Pope Francis prays in front of the tomb of Pope John XXIII at the end of a mass on the 50th anniversary of his death, on June 3, 2013 in St. Peter's Basilica at the Vatican.

On Friday, Pope Francis fast-tracked approval for the sainthood of two recent pontiffs: Pope John Paul II, who presided over the Church at the end of the Cold War, and Pope John XXIII, who held the liberalizing Second Vatican Council half a century ago. To do so, Pope Francis undercut the Vatican’s traditional bureaucracy and its complex protocols regarding the proof of miracles required to canonize saints. For the Argentine cleric, who assumed the papacy’s top role earlier this year, the move is just the latest sign of his reformist impulses.

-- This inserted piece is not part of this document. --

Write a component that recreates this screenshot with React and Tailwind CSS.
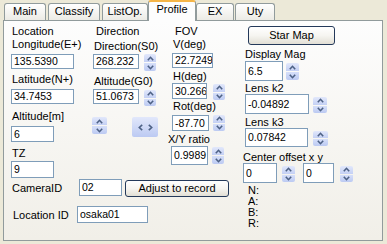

Far removed from the realms of saints and miracles, Pope Francis, it seems, has sought to shake up some of the Vatican’s more earthly institutions. The past two weeks have been filled with drama for the Vatican Bank, a tiny organization operating from within the Vatican walls that has been time and again a source of scandal and embarrassment for the Catholic Church. The latest intrigue began with the arrest on June 28 by Italian police of a senior monsignor, Nunzio Scarano, for allegedly planning to smuggle €20 million to Italy in a private jet. Pope Francis then ordered an unprecedented review of the bank by an independent commission. On July 1, came the surprise resignation of the bank’s two top managers. Director General Paolo Cipriani and his deputy, Massimo Tulli, who have led the bank for almost a decade, “have decided that this decision would be in the best interest of the Institute and the Holy See,” said a Vatican statement.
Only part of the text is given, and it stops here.